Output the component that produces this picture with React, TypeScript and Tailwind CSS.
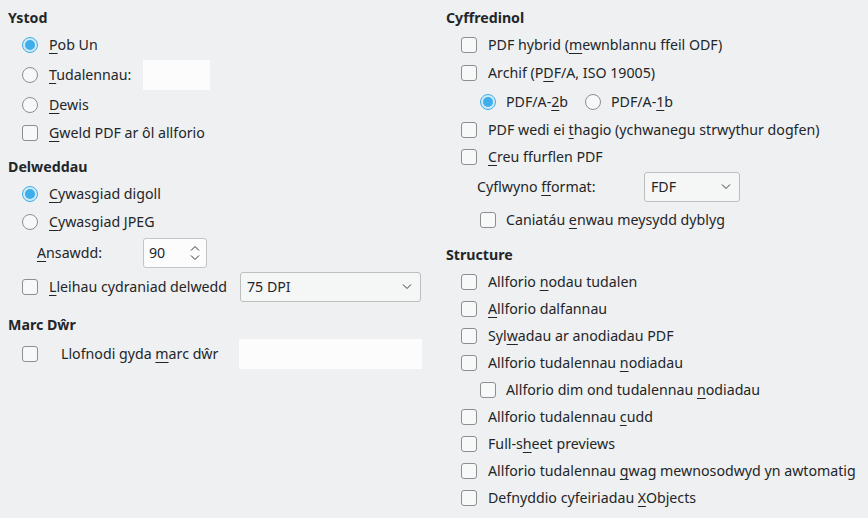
import React from "react";

const font = { fontFamily: '"Noto Sans", "DejaVu Sans", sans-serif' };

const M = ({ t, i }: { t: string; i: number }) => (
  <span className="whitespace-nowrap">
    {t.slice(0, i)}
    <span className="underline underline-offset-[3px] decoration-[1px]">{t[i]}</span>
    {t.slice(i + 1)}
  </span>
);

const Radio = ({ on }: { on?: boolean }) =>
  on ? (
    <span className="w-4 h-4 shrink-0 rounded-full border border-[#3daee9] bg-[#cfe9f8] flex items-center justify-center">
      <span className="w-[10px] h-[10px] rounded-full bg-[#3daee9]" />
    </span>
  ) : (
    <span className="w-4 h-4 shrink-0 rounded-full border border-[#8c8f92] bg-[#f7f8f8]" />
  );

const Check = () => (
  <span className="w-4 h-4 shrink-0 rounded-[3px] border border-[#8c8f92] bg-[#f7f8f8]" />
);

const Chevron = ({ up }: { up?: boolean }) => (
  <svg width="10" height="6" viewBox="0 0 10 6" className="block">
    <path
      d={up ? "M1 5.5 L5 1.5 L9 5.5" : "M1 0.5 L5 4.5 L9 0.5"}
      fill="none"
      stroke="#31363b"
      strokeWidth="1"
    />
  </svg>
);

const Combo = ({ value, w }: { value: string; w: string }) => (
  <div
    className={`${w} h-[30px] shrink-0 rounded-[3px] border border-[#bcbec0] bg-[#f5f6f6] flex items-center justify-between pl-[6px] pr-[8px]`}
  >
    <span>{value}</span>
    <Chevron />
  </div>
);

const Heading = ({ text, h, pt }: { text: string; h: string; pt?: string }) => (
  <div className={`${h} ${pt ?? ""} flex items-center font-bold`}>{text}</div>
);

export default function App() {
  return (
    <div
      className="w-[868px] h-[518px] bg-[#eff0f1] text-[#232629] text-[14.2px] flex overflow-hidden"
      style={font}
    >
      {/* left column */}
      <div className="w-[438px] pl-[8px] pt-[4px] flex flex-col">
        <Heading text="Ystod" h="h-[27px]" />
        <div className="h-[28px] flex items-center pl-[14px] gap-[11px]">
          <Radio on />
          <M t="Pob Un" i={0} />
        </div>
        <div className="h-[32px] flex items-center pl-[14px] gap-[11px]">
          <Radio />
          <span className="w-[83px]">
            <M t="Tudalennau:" i={0} />
          </span>
          <div className="w-[67px] h-[30px] bg-[#fcfcfc]" />
        </div>
        <div className="h-[28px] flex items-center pl-[14px] gap-[11px]">
          <Radio />
          <M t="Dewis" i={0} />
        </div>
        <div className="h-[27px] flex items-center pl-[14px] gap-[11px]">
          <Check />
          <M t="Gweld PDF ar ôl allforio" i={0} />
        </div>

        <Heading text="Delweddau" h="h-[34px]" pt="pt-[8px]" />
        <div className="h-[27px] flex items-center pl-[14px] gap-[11px]">
          <Radio on />
          <M t="Cywasgiad digoll" i={0} />
        </div>
        <div className="h-[29px] flex items-center pl-[14px] gap-[11px]">
          <Radio />
          <M t="Cywasgiad JPEG" i={0} />
        </div>
        <div className="h-[33px] flex items-center pl-[29px]">
          <span className="w-[106px]">
            <M t="Ansawdd:" i={0} />
          </span>
          <div className="w-[64px] h-[30px] rounded-[3px] border border-[#c2c4c6] bg-[#fcfcfc] flex items-center justify-between pl-[5px] pr-[6px]">
            <span>90</span>
            <span className="flex flex-col gap-[4px]">
              <Chevron up />
              <Chevron />
            </span>
          </div>
        </div>
        <div className="h-[36px] flex items-center pl-[14px] gap-[11px]">
          <Check />
          <span className="w-[191px]">
            <M t="Lleihau cydraniad delwedd" i={0} />
          </span>
          <Combo value="75 DPI" w="w-[181px] -ml-[11px]" />
        </div>

        <Heading text="Marc Dŵr" h="h-[34px]" pt="pt-[6px]" />
        <div className="h-[30px] flex items-center pl-[14px]">
          <Check />
          <span className="ml-[23px] w-[178px]">
            <M t="Llofnodi gyda marc dŵr" i={14} />
          </span>
          <div className="w-[183px] h-[30px] bg-[#fcfcfc]" />
        </div>
      </div>

      {/* right column */}
      <div className="flex-1 pl-[8px] pt-[4px] flex flex-col">
        <Heading text="Cyffredinol" h="h-[27px]" />
        <div className="h-[28px] flex items-center pl-[15px] gap-[11px]">
          <Check />
          <M t="PDF hybrid (mewnblannu ffeil ODF)" i={12} />
        </div>
        <div className="h-[28px] flex items-center pl-[15px] gap-[11px]">
          <Check />
          <M t="Archif (PDF/A, ISO 19005)" i={9} />
        </div>
        <div className="h-[29px] flex items-center pl-[34px] pt-[1px]">
          <Radio on />
          <span className="ml-[10px] w-[79px]">
            <M t="PDF/A-2b" i={6} />
          </span>
          <Radio />
          <span className="ml-[10px]">
            <M t="PDF/A-1b" i={6} />
          </span>
        </div>
        <div className="h-[27px] flex items-center pl-[15px] gap-[11px]">
          <Check />
          <M t="PDF wedi ei thagio (ychwanegu strwythur dogfen)" i={12} />
        </div>
        <div className="h-[28px] flex items-center pl-[15px] gap-[11px]">
          <Check />
          <M t="Creu ffurflen PDF" i={0} />
        </div>
        <div className="h-[32px] flex items-center pl-[31px]">
          <span className="w-[167px]">
            <M t="Cyflwyno fformat:" i={9} />
          </span>
          <Combo value="FDF" w="w-[96px]" />
        </div>
        <div className="h-[34px] flex items-center pl-[34px] gap-[10px]">
          <Check />
          <M t="Caniatáu enwau meysydd dyblyg" i={9} />
        </div>

        <Heading text="Structure" h="h-[31px]" pt="pt-[5px]" />
        <div className="h-[27px] flex items-center pl-[15px] gap-[11px]">
          <Check />
          <M t="Allforio nodau tudalen" i={9} />
        </div>
        <div className="h-[27px] flex items-center pl-[15px] gap-[11px]">
          <Check />
          <M t="Allforio dalfannau" i={0} />
        </div>
        <div className="h-[27px] flex items-center pl-[15px] gap-[11px]">
          <Check />
          <M t="Sylwadau ar anodiadau PDF" i={3} />
        </div>
        <div className="h-[27px] flex items-center pl-[15px] gap-[11px]">
          <Check />
          <M t="Allforio tudalennau nodiadau" i={20} />
        </div>
        <div className="h-[27px] flex items-center pl-[34px] gap-[10px]">
          <Check />
          <M t="Allforio dim ond tudalennau nodiadau" i={28} />
        </div>
        <div className="h-[27px] flex items-center pl-[15px] gap-[11px]">
          <Check />
          <M t="Allforio tudalennau cudd" i={20} />
        </div>
        <div className="h-[27px] flex items-center pl-[15px] gap-[11px]">
          <Check />
          <M t="Full-sheet previews" i={6} />
        </div>
        <div className="h-[27px] flex items-center pl-[15px] gap-[11px]">
          <Check />
          <M t="Allforio tudalennau gwag mewnosodwyd yn awtomatig" i={20} />
        </div>
        <div className="h-[27px] flex items-center pl-[15px] gap-[11px]">
          <Check />
          <M t="Defnyddio cyfeiriadau XObjects" i={22} />
        </div>
      </div>
    </div>
  );
}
────────────────────
◆ THE REQUEST
Pick every line with "React" in it and copy it.

◆ FINISHED TASK
Output the component that produces this picture with React, TypeScript and Tailwind CSS.
import React from "react";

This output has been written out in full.